Here is what the veteran legislators allege that merits a probe; departures from established processes for responding to civil discovery demands, which would violate the FBI’s legal obligation and are designed to guard against conflicts of interest within the agency; misstatements to the federal court presiding over the litigation about the actual status of investigations; misstatements to the federal court regarding the sensitivity of the evidence being sought, including efforts to conceal original classification designations; efforts to conceal that the FBI’s investigative files are in a state of disorder; efforts to conceal the fact that key investigative materials collected after the attacks were never properly analyzed; refusal to conduct methodological searches of FBI’s electronic databases, instead empowering FBI officials with inherent conflicts of interest to hand-select the materials to be considered for possible production and to control the information that is produced.
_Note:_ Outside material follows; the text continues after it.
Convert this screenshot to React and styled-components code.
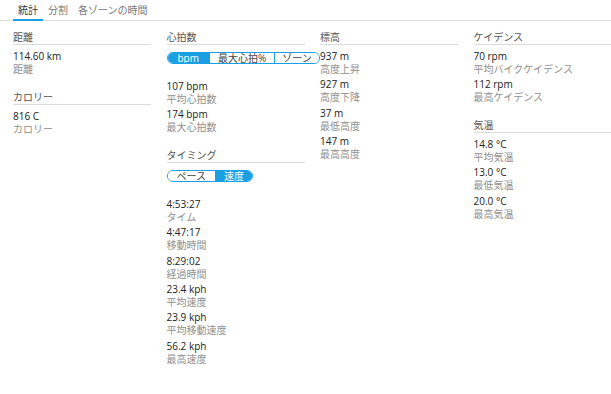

“These allegations by the families raise questions as to whether FBI personnel may be acting in improper ways to withhold evidence the 9/11 families are entitled to receive, and that this obstruction may be driven by an effort to shield the Bureau and individual FBI officials from embarrassment,” the senators write. “Obviously, any irregularities, abuse, fraud, or improprieties in the handling of the 9/11 families’ subpoena for evidence are entirely unacceptable.” The lashing continues: “The September 11 attacks represent a singular and defining tragedy in the history of our Nation. Nearly twenty years later, the 9/11 families and American public still have not received the full and transparent accounting of the potential sources of support for those attacks to which they are entitled. Circumstances that leave the impression that our government is hiding facts about 9/11 from the families and public tear at the very fabric of our democracy and erode trust in our government.”